MOGADISHU - Somali President Hassan Sheikh Mohamud escaped unhurt Tuesday from an ambush on his heavily armoured convoy claimed by Al-Qaeda linked Islamists, the latest attack targeting the internationally backed leader.
Shebab gunmen claimed to have ambushed the convoy as it travelled to the port of Merka south of the capital and boasted of destroying vehicles with rocket-propelled grenades.
But officials said that the attack had failed and all in the presidential entourage were safe.
"Gunmen tried to disrupt the president's trip ... but I can confirm the president and his delegation are well and reached their final destination Merka to have meetings with local community," said Somali army official Mohamed Qorey, speaking by telephone from Merka.
The president was travelling in an armoured convoy from the 17,700-strong African Union force (AMISOM) that fights alongside the Somali army against Shebab gunmen.
"We ambushed a convoy that was escorting the self-appointed Somali president," Shebab spokesman Abdulaziz Abu Musab told AFP.
The attack took place at the small settlement of Buffow, close to Merka, a former Shebab stronghold captured one year ago around 100 kilometres (60 miles) south of the capital.
"The presidential convoy was attacked but they have continued after about 15 minutes of heavy gunfire," said Ibrahim Adan, a resident of Buffow.
One Somali government soldier was wounded, according to local elder Omar Moalim.
Diplomatic sources played down the attacks saying it had consisted of little more than a roadside bomb.
Residents in Merka said Mohamud appeared in the port, greeting officials and residents as he toured the town.
"He was fine and well, meeting the people who had come to see him," said Nasir Abdirahmam, a resident of Merka.
Somalia's weak central government, selected in a UN-backed process in August 2012, has made some progress in Mogadishu but has little concrete influence outside the capital.
The government was the first to be given global recognition since the collapse of Somalia's hardline regime in 1991.

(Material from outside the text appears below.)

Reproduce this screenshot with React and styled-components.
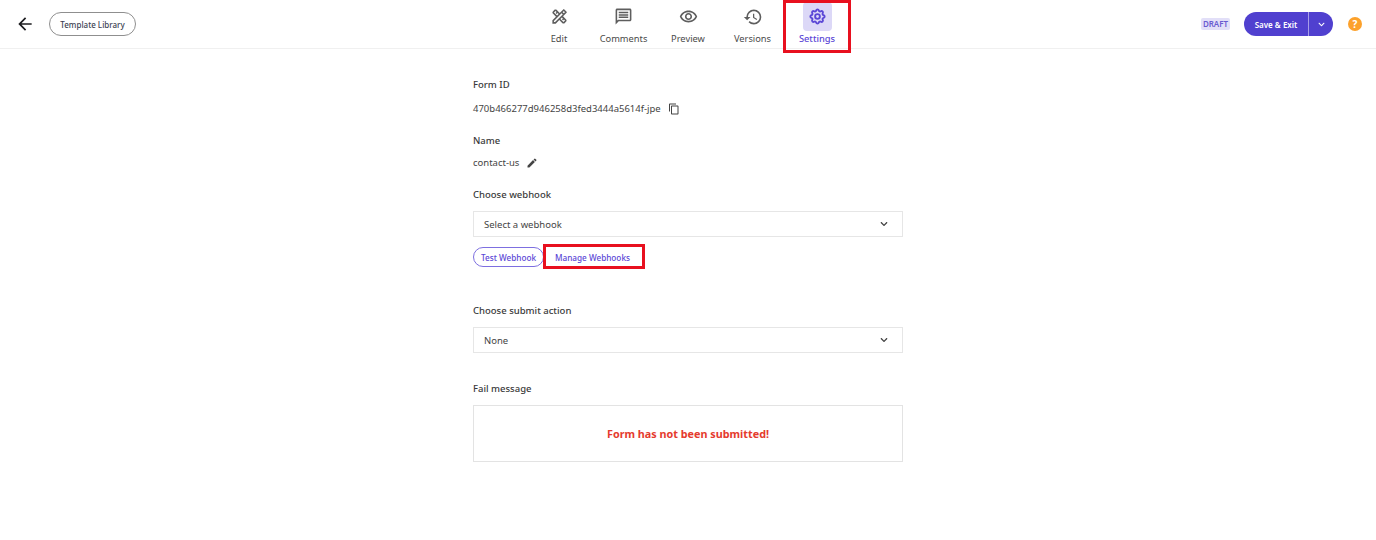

But the authorities have been dealt a number of setbacks in recent months, including a string of Shebab attacks, accusations of rape against the army and AU soldiers and a pull-out by aid workers because of a wave of kidnappings and killings.
Shebab fighters in May 2012 ambushed the convoy of Mohamud's predecessor, Sheikh Sharif Sheikh Ahmed, but the president escaped unharmed.
More recently, Shebab fighters have carried out a series of bombings, attacks and killings aimed at overthrowing the government.
UN Monitoring Group reports in July estimated the Shebab are still some 5,000 strong, and said they remain the "principal threat to peace and security to Somalia".
In June, Shebab suicide commandos carried out a brazen daylight attack on a fortified United Nations compound, and in July a suicide car bomber attacked a Turkish embassy complex in the city.
Last month Doctors Without Borders - an aid agency that has earned a reputation for working in the toughest of conditions - closed all its operations in the war-torn country, warning of growing insecurity.